Everything was seen through a woman's eyes. So, eveything was seen through a woman's eyes; but he also talked a lot about "How come they diss us?" You know, because the caste system...and what it did to him. He talked about that. So the underprevilaged and women were very important. For me, it was really interesting when he taught me Draupadi
. When he taught me Draupadi
, he had the whole sabha
(assembly), one person was missing and that was Karna
. I never questioned him, I just wrote papers on it.
Now, if Karna
were there, it would have disenfranchised the lower caste. But, with Karna
not there, all the focus would go on Draupadi
. So, what I would do is, not question him, but watch what he had done and then as a scholar analyse, what he had done in terms of his own life. Who was he as a human being? What happened to him? And what caused that; for him to choreograph, what he did choreograph, if that makes sense.
You dilute it. The feminism is diluted the moment you put Karna
into that scene. Pull Karna
out, the woman becomes important.
Ranjana: You talk of similar things, for example, in that 2003 video where you are talking about Panchakanyas/i>. And, I think I read somewhere that you call yourself a womanist as opposed to a feminist. So, I found that very interesting...

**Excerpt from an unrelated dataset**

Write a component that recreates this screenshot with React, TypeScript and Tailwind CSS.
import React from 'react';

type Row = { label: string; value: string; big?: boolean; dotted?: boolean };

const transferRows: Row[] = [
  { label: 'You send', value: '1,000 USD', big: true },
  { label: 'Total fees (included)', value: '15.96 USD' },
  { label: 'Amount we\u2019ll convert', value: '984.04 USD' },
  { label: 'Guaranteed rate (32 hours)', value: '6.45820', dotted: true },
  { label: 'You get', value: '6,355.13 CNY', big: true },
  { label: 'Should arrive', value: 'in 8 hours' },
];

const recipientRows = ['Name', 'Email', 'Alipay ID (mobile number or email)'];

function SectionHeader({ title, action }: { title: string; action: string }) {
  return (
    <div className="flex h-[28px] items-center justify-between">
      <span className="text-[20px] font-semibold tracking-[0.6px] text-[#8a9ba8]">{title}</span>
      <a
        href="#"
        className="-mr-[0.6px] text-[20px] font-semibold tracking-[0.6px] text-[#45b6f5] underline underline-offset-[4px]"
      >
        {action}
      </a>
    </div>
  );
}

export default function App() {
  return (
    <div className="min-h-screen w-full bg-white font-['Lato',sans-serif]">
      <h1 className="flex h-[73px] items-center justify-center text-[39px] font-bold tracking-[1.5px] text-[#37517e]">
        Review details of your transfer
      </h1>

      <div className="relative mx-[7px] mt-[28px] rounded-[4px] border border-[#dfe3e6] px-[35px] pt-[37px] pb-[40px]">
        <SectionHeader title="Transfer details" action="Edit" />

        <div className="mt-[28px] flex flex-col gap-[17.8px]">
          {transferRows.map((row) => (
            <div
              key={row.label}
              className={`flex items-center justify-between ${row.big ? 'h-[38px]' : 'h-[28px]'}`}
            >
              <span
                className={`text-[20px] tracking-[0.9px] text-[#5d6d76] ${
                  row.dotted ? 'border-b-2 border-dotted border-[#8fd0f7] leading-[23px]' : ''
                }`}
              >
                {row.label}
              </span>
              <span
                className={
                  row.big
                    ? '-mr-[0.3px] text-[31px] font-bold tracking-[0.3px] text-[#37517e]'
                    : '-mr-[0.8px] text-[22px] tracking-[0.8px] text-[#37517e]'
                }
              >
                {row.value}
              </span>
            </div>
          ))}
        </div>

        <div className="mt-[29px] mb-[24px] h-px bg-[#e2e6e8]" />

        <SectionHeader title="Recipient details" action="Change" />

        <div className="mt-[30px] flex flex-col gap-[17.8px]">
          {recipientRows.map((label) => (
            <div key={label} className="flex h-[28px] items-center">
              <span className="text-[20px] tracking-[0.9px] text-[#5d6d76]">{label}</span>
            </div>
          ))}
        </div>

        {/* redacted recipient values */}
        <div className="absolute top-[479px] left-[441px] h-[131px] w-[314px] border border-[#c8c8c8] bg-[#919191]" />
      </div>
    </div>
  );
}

Ratna Roy: Because feminism in the west, is really about white feminism and not about people of colour. And, that's why, for me, its really important...Karna
is an important character. You know, because Karna
represents me as a black woman. Now, you can say, "No, no, no. We are Indians, we are not black." To white people, we are just as black as anything else. According to the U.S. Supreme Court decision, Indians were the sons and daughters of Kane, not Abel, from the Bible. Alright. (Smiling) What does that tell you?

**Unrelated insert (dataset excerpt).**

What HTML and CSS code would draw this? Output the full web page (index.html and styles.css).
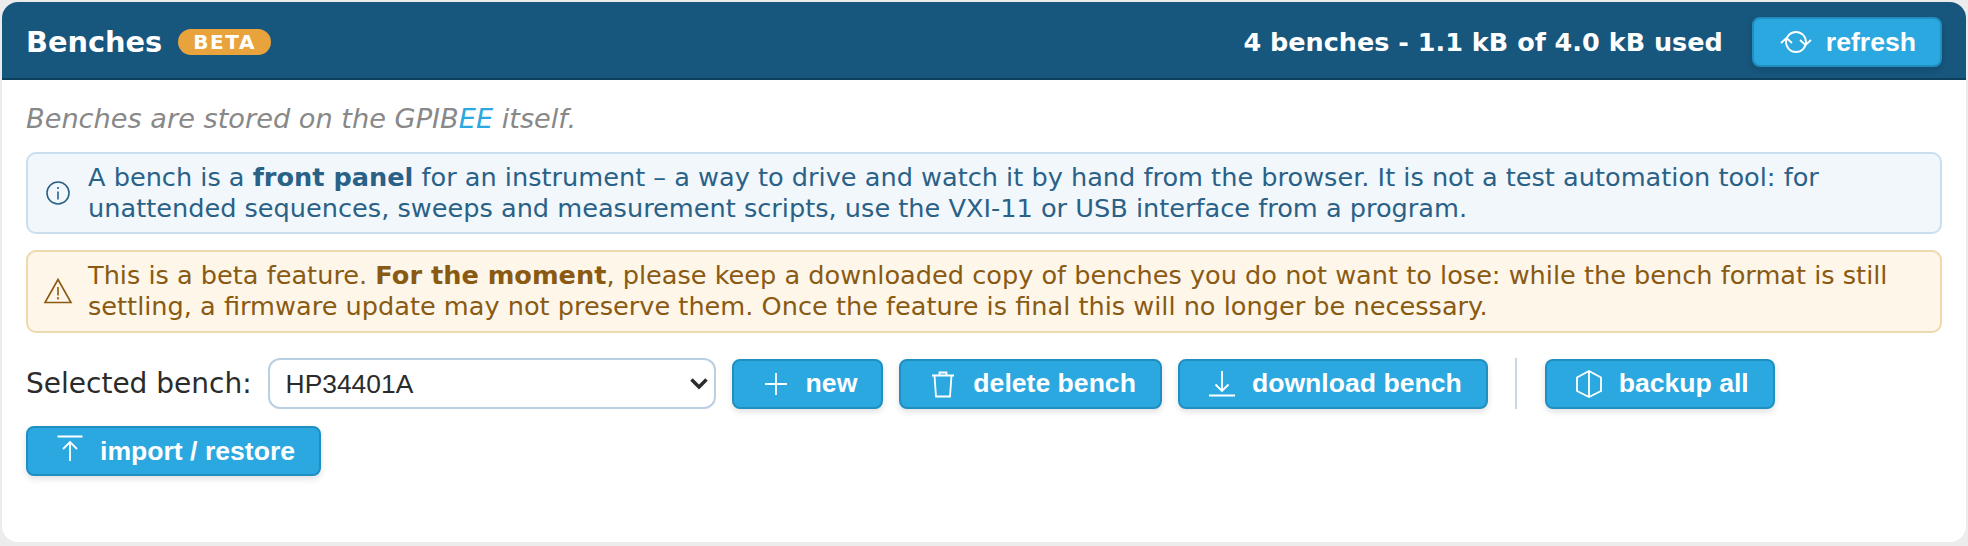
FILE: index.html
```html
<!DOCTYPE html>
<html lang="en">
  <head>
    <meta charset="UTF-8" />
    <meta name="viewport" content="width=device-width, initial-scale=1.0" />
    <title>Benches</title>
    <link rel="stylesheet" href="styles.css">
  </head>
  <body>
    <div class="card">
      <div class="card-header">
        <div class="card-title">
          <h2>Benches</h2>
          <span class="badge">BETA</span>
        </div>
        <div class="card-status">
          <span>4 benches - 1.1 kB of 4.0 kB used</span>
          <button class="btn">
            <svg class="icon" viewBox="0 0 36 24"><circle cx="18" cy="12" r="10"/><path d="M3 13l5.500-5 5.500 5M22 10l5.500 5 5.500-5"/></svg>
            refresh
          </button>
        </div>
      </div>
      <div class="card-body">
        <p class="hint">Benches are stored on the GPIB<span class="accent">EE</span> itself.</p>
        <div class="notice notice-info">
          <svg class="notice-icon" viewBox="0 0 24 24"><circle cx="12" cy="12" r="11"/><path d="M12 10.500v8M12 6v2"/></svg>
          <p>A bench is a <b>front panel</b> for an instrument – a way to drive and watch it by hand from the browser. It is not a test automation tool: for unattended sequences, sweeps and measurement scripts, use the VXI-11 or USB interface from a program.</p>
        </div>
        <div class="notice notice-warn">
          <svg class="notice-icon" viewBox="0 0 24 24"><path d="M12 .5 25 23.500H-1zM12 8v8.500M12 18v2.500"/></svg>
          <p>This is a beta feature. <b>For the moment</b>, please keep a downloaded copy of benches you do not want to lose: while the bench format is still settling, a firmware update may not preserve them. Once the feature is final this will no longer be necessary.</p>
        </div>
        <div class="toolbar">
          <label for="bench">Selected bench:</label>
          <select id="bench" class="bench-select">
            <option>HP34401A</option>
          </select>
          <button class="btn">
            <svg class="icon" viewBox="0 0 36 24"><path d="M18 1v22M7 12h22"/></svg>
            new
          </button>
          <button class="btn">
            <svg class="icon" viewBox="0 0 36 24"><path d="M7 3.500h22M14.500 3.500V.5h7v3M9.500 3.500 11 24.500h14l1.500-21"/></svg>
            delete bench
          </button>
          <button class="btn">
            <svg class="icon" viewBox="0 0 36 24"><path d="M18-1v20M11.500 12.500 18 19l6.500-6.500M5 23.500h26"/></svg>
            download bench
          </button>
          <span class="divider"></span>
          <button class="btn">
            <svg class="icon" viewBox="0 0 36 24"><path d="M18-1 30 5.500v13.500L18 25 6 19V5.500zM18-1v26"/></svg>
            backup all
          </button>
          <button class="btn">
            <svg class="icon" viewBox="0 0 36 24"><path d="M5.500-2.500h25M18 3v19M11 10l7-7 7 7"/></svg>
            import / restore
          </button>
        </div>
      </div>
    </div>
  </body>
</html>
```

FILE: styles.css
```css
html,
body {
  margin: 0;
  padding: 0;
  background: #ececec;
}

body {
  padding: 2px 2px 4px;
  font-family: "DejaVu Sans", sans-serif;
  font-size: 25.6px;
  color: #2b2b2b;
}

.card {
  height: 540px;
  box-sizing: border-box;
  background: #fff;
  border-radius: 16px;
  overflow: hidden;
}

.card-header {
  display: flex;
  justify-content: space-between;
  align-items: center;
  height: 78px;
  box-sizing: border-box;
  padding: 4px 24px 0;
  background: #17567d;
  border-bottom: 2px solid #0f3f5f;
  color: #fff;
}

.card-title {
  display: flex;
  align-items: center;
  gap: 16px;
}

.card-title h2 {
  margin: 0;
  font-size: 28.8px;
  font-weight: bold;
}

.badge {
  padding: 3px 15px;
  border-radius: 14px;
  background: #e8a33d;
  font-size: 20px;
  font-weight: bold;
  letter-spacing: 1.6px;
  line-height: 20px;
}

.card-status {
  display: flex;
  align-items: center;
  gap: 29px;
  font-size: 25.5px;
  font-weight: bold;
}

.card-body {
  padding: 22px 24px;
}

.hint {
  margin: 0 0 16px;
  font-size: 27.2px;
  font-style: italic;
  line-height: 34px;
  color: #888;
}

.accent {
  color: #2ca8e0;
}

.notice {
  display: flex;
  align-items: center;
  gap: 18px;
  margin-bottom: 16px;
  padding: 8px 18px;
  border: 2px solid;
  border-radius: 10px;
  line-height: 31px;
}

.notice p {
  margin: 0;
}

.notice-icon {
  flex: none;
  width: 24px;
  height: 24px;
  fill: none;
  stroke: currentColor;
  stroke-width: 1.6;
  overflow: visible;
}

.notice-info {
  background: #f2f7fb;
  border-color: #c9dfef;
  color: #2a6187;
}

.notice-warn {
  padding-bottom: 9px;
  background: #fdf6e9;
  border-color: #ecd9ae;
  color: #8a5a12;
}

.toolbar {
  display: flex;
  flex-wrap: wrap;
  align-items: center;
  gap: 17px 16px;
  margin-top: 25px;
}

.toolbar label {
  font-size: 28px;
}

.bench-select {
  width: 448px;
  height: 51px;
  box-sizing: border-box;
  padding: 0 16px;
  appearance: none;
  background: #fff url("data:image/svg+xml,%3Csvg xmlns='http://www.w3.org/2000/svg' viewBox='0 0 18 13'%3E%3Cpath d='M1.500 2.500 9 10l7.500-7.500' fill='none' stroke='%232b2b2b' stroke-width='3.400'/%3E%3C/svg%3E") no-repeat right 6px center / 18px 13px;
  border: 2px solid #b9cfe2;
  border-radius: 12px;
  font-family: "Liberation Sans", sans-serif;
  font-size: 26.4px;
  color: #2b2b2b;
}

.btn {
  display: inline-flex;
  align-items: center;
  gap: 12px;
  height: 50px;
  box-sizing: border-box;
  padding: 0 24px;
  background: #2ca8e0;
  border: 2px solid #1f8fc2;
  border-radius: 8px;
  box-shadow: 0 3px 6px rgba(0, 0, 0, 0.12);
  font-family: "Liberation Sans", sans-serif;
  font-size: 26.6px;
  font-weight: bold;
  color: #fff;
}

.icon {
  flex: none;
  width: 36px;
  height: 24px;
  fill: none;
  stroke: #fff;
  stroke-width: 1.8;
  overflow: visible;
}

.divider {
  width: 2px;
  height: 51px;
  margin: 0 11.5px;
  background: #c8d6e8;
}
```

You know, I could not have been married to a white man forty years or fifty years back. He would have lost his citizenship or we would have been in trouble. Right. I can not forget all of that. That's history. You know what I am saying. And so, the role of Karna
is very important to me, because it represents me, in many ways. And Draupadi
is important to me, because she represents me in many ways. Right, and so, his whole vision of looking at things, from a woman's point of view...you are from the subaltern's point of view. It was very important to me; he was a subaltern in this society and he looked at things from a subaltern's point of view.

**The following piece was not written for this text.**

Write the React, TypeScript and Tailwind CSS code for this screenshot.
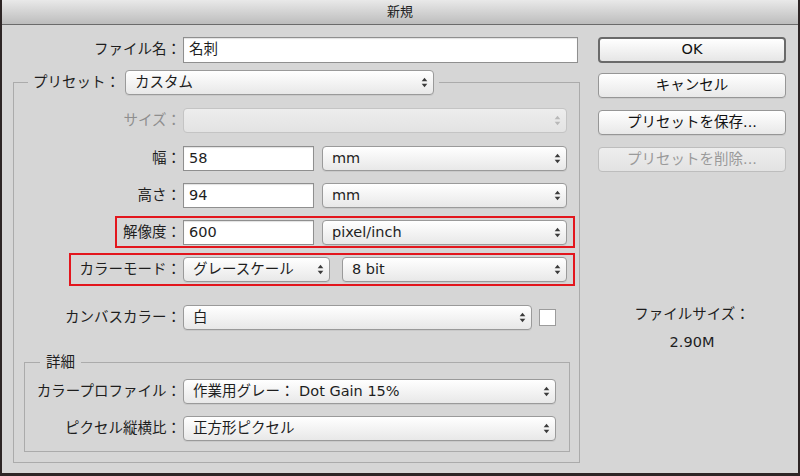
import React from "react";

function Arrows({ disabled }: { disabled?: boolean }) {
  const c = disabled ? "#b8b8b8" : "#3a3a3a";
  return (
    <svg width="7" height="11" viewBox="0 0 7 11" className="shrink-0">
      <path d="M3.5 0.8 L6.3 4.2 L0.7 4.2 Z" fill={c} />
      <path d="M0.7 6.8 L6.3 6.8 L3.5 10.2 Z" fill={c} />
    </svg>
  );
}

function Select({ w, text, disabled }: { w: string; text: string; disabled?: boolean }) {
  return (
    <div
      className={`${w} h-[25px] shrink-0 flex items-center justify-between rounded-[4px] border pl-[9px] pr-[5px] ${
        disabled
          ? "border-[#c4c4c4] bg-linear-to-b from-[#ededed] to-[#e3e3e3]"
          : "border-[#9a9a9a] bg-linear-to-b from-[#ffffff] to-[#e8e8e8] shadow-[0_1px_0_rgba(0,0,0,0.06)]"
      }`}
    >
      <span className="whitespace-nowrap leading-[23px]">{text}</span>
      <Arrows disabled={disabled} />
    </div>
  );
}

function TextBox({ w, text, h }: { w: string; text: string; h?: string }) {
  return (
    <div
      className={`${w} ${h ?? "h-[25px]"} shrink-0 flex items-center bg-white border border-[#8f8f8f] shadow-[inset_0_1px_1px_rgba(0,0,0,0.12)] pl-[5px]`}
    >
      <span className="whitespace-nowrap">{text}</span>
    </div>
  );
}

function Button({ text, primary, disabled }: { text: string; primary?: boolean; disabled?: boolean }) {
  return (
    <div
      className={`w-[188px] flex items-center justify-center rounded-[4px] ${
        primary
          ? "h-[26px] border-2 border-[#6a6a6a] bg-linear-to-b from-[#ffffff] to-[#e6e6e6] text-[#111]"
          : disabled
          ? "h-[25px] border border-[#bdbdbd] bg-linear-to-b from-[#eeeeee] to-[#e2e2e2] text-[#9a9a9a]"
          : "h-[25px] border border-[#969696] bg-linear-to-b from-[#ffffff] to-[#e8e8e8] text-[#111] shadow-[0_1px_0_rgba(0,0,0,0.06)]"
      }`}
    >
      {text}
    </div>
  );
}

export default function App() {
  return (
    <div className="w-[800px] h-[476px] flex flex-col border-x-2 border-b-[3px] border-[#2d2525] bg-[#d6d6d6] text-[14.5px] text-[#1e1e1e] font-['DejaVu_Sans','Noto_Sans_CJK_JP',sans-serif]">
      {/* title bar */}
      <div className="h-[25px] shrink-0 flex items-center justify-center bg-linear-to-b from-[#e9e9e9] to-[#bdbdbd] border-b border-[#6b6b6b] text-[13px] text-[#222]">
        新規
      </div>

      <div className="flex flex-1">
        {/* left column */}
        <div className="w-[596px] shrink-0 flex flex-col">
          {/* file name */}
          <div className="mt-[12px] flex items-center">
            <div className="w-[179px] text-right whitespace-nowrap">ファイル名：</div>
            <div className="ml-[2px]">
              <TextBox w="w-[395px]" h="h-[26px]" text="名刺" />
            </div>
          </div>

          {/* preset fieldset */}
          <fieldset className="ml-[11px] mt-[7px] w-[567px] border border-[#ababab] pb-[10px]">
            <legend className="ml-[14px] px-[5px]">
              <div className="flex items-center h-[25px]">
                <span className="whitespace-nowrap">プリセット：</span>
                <div className="ml-[5px]">
                  <Select w="w-[309px]" text="カスタム" />
                </div>
              </div>
            </legend>

            <div className="mt-[13px] flex items-center h-[25px]">
              <div className="w-[167px] text-right whitespace-nowrap text-[#8e8e8e]">サイズ：</div>
              <div className="ml-[2px]">
                <Select w="w-[384px]" text="" disabled />
              </div>
            </div>

            <div className="mt-[13px] flex items-center h-[25px]">
              <div className="w-[167px] text-right whitespace-nowrap">幅：</div>
              <div className="ml-[2px] flex items-center gap-[8px]">
                <TextBox w="w-[131px]" text="58" />
                <Select w="w-[245px]" text="mm" />
              </div>
            </div>

            <div className="mt-[12px] flex items-center h-[25px]">
              <div className="w-[167px] text-right whitespace-nowrap">高さ：</div>
              <div className="ml-[2px] flex items-center gap-[8px]">
                <TextBox w="w-[131px]" text="94" />
                <Select w="w-[245px]" text="mm" />
              </div>
            </div>

            <div className="relative mt-[12px] flex items-center h-[25px]">
              <div className="w-[167px] text-right whitespace-nowrap">解像度：</div>
              <div className="ml-[2px] flex items-center gap-[8px]">
                <TextBox w="w-[131px]" text="600" />
                <Select w="w-[245px]" text="pixel/inch" />
              </div>
              <div className="absolute left-[101px] top-[-4px] w-[460px] h-[32px] border-2 border-[#e3161d] pointer-events-none" />
            </div>

            <div className="relative mt-[12px] flex items-center h-[25px]">
              <div className="w-[167px] text-right whitespace-nowrap">カラーモード：</div>
              <div className="ml-[2px] flex items-center gap-[12px]">
                <Select w="w-[147px]" text="グレースケール" />
                <Select w="w-[225px]" text="8 bit" />
              </div>
              <div className="absolute left-[55px] top-[-4px] w-[506px] h-[33px] border-2 border-[#e3161d] pointer-events-none" />
            </div>

            <div className="mt-[23px] flex items-center h-[25px]">
              <div className="w-[167px] text-right whitespace-nowrap">カンバスカラー：</div>
              <div className="ml-[2px] flex items-center gap-[7px]">
                <Select w="w-[349px]" text="白" />
                <div className="w-[17px] h-[17px] bg-white border border-[#9c9c9c]" />
              </div>
            </div>

            {/* advanced fieldset */}
            <fieldset className="ml-[10px] mt-[23px] w-[546px] border border-[#ababab] pb-[10px]">
              <legend className="ml-[15px] px-[6px] leading-[18px]">詳細</legend>

              <div className="mt-[8px] flex items-center h-[25px]">
                <div className="w-[156px] text-right whitespace-nowrap">カラープロファイル：</div>
                <div className="ml-[2px]">
                  <Select w="w-[373px]" text="作業用グレー： Dot Gain 15%" />
                </div>
              </div>

              <div className="mt-[12px] flex items-center h-[25px]">
                <div className="w-[156px] text-right whitespace-nowrap">ピクセル縦横比：</div>
                <div className="ml-[2px]">
                  <Select w="w-[373px]" text="正方形ピクセル" />
                </div>
              </div>
            </fieldset>
          </fieldset>
        </div>

        {/* right column */}
        <div className="w-[188px] shrink-0 flex flex-col">
          <div className="mt-[12px]">
            <Button text="OK" primary />
          </div>
          <div className="mt-[10px]">
            <Button text="キャンセル" />
          </div>
          <div className="mt-[12px]">
            <Button text="プリセットを保存..." />
          </div>
          <div className="mt-[12px]">
            <Button text="プリセットを削除..." disabled />
          </div>
          <div className="mt-[128px] flex flex-col items-center leading-[28px]">
            <div className="whitespace-nowrap">ファイルサイズ：</div>
            <div>2.90M</div>
          </div>
        </div>
      </div>
    </div>
  );
}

He was a tall dancer that used space. The devadasis
had a small space. they can't even use space. You see, what I am saying. So, there is a totality that was Guru Pankaj Charan Das, just like any other Guru. Now, that totality, for me, was amazing and it was wonderful to work with him. You know, sometimes, I would go and ask him a question and there would be no answer. Two days later, he would start chanting something. So, one day I said to him, "What are you chanting?" and he said, "Buddhu (Stupid), didn't you ask a question?" By two days, I had forgotten my (laughing) question and two days later, you know, I got the answer. You know, he was an amazing human being, an amazing choreographer and I feel like his dances should be preserved. His choreography, his themes and I am just continuing new choreographies based on the same, you know, the subaltern's point of view and the woman's point of view.
Ranjana: Also, um, this is the last question. I am not sure, how to really put it, but, you may feel, we have touched upon it in the past few days. While, dancing in the diaspora, is there a problem Is it, is there a problem, sort of, trying to find something to connect to?
Ratna Roy: I will tell you the biggest problem I have. The biggest problem is lack of musicians. That is the biggest problem. I do not have a problem in terms of literature. The college has given me an office. Actually, everybody has one office. They broke the wall between two offices and gave me two offices to make one office. The college has given me mirrors and monitors and two computers and everything else. So...and I have got all of the Sanskrit texts, I have got all of the Oriya texts, but they are all in my office. So, I don't feel like I lack anything.
If I tell the library, "A new book has come out", within seven days, that book is acquired and sent to me. So, I don't feel, like I lack the literature. What I feel I lack is the music. The musicians. If ideas are coming to me, I can not find musicians to do that. To come up with it. For example, 9/11 happened and I did a choreography on 9/11. Now, I could not say, "Let me go to India, get the music and come back to do 9/11". It happened and the choreography has to happen within one month. The choreography became very well-known. Right. But, I had to use found music, instead of created music. So, that is the one thing I feel I lack. Support from the Indian community is incredible. Support from the Oriya community is incredible. Support from musicians from here, is incredible for me.
All I have to do is e-mail and make a phone call. They sit down and work out things. It's just that if it's a new thing, it's hard for them to visualize until I come here. That's where I feel, I lack in the diaspora. Um...it is very hard here, you know, very few people here have Utkal University supporting them. Whereas, I have a State College supporting me. From the costume shops, the set design shops, lighting shops, with two hundred light instruments, supporting me. I go into a production, I can use two hundred light instruments. That support I don't have here.
You know what I am saying. So, that kind of support to really convey things, the infrastructure is all there. Um...the support that I need to do something; the theatre, if I ask for the theatre, I have the theatre. You know, um...videographer, lives in my house. Right. I want to check on certain things that I did, I need a DVD by tomorrow morning, the DVD is on my desk at six-thirty in the morning. I have that.
So, I am not sure exactly what the question is, but yeah, that is primarily the stuff that is missing, for me. I have incredible students. They have been with me for years and years and they still continue to work with me. And, we are a family. We are not, you know, they are not students. We make executive decisions together. I don't make decisions alone. So...so, I think I have a lot of support, I just wish I could transport my musicians there. That's all. (smiling) Which I might. Which I might. I just want to take them and move them there. (Laughing)
Ranjana: I think I have exhausted all my questions.
Ratna Roy: Okay. Thank you very much.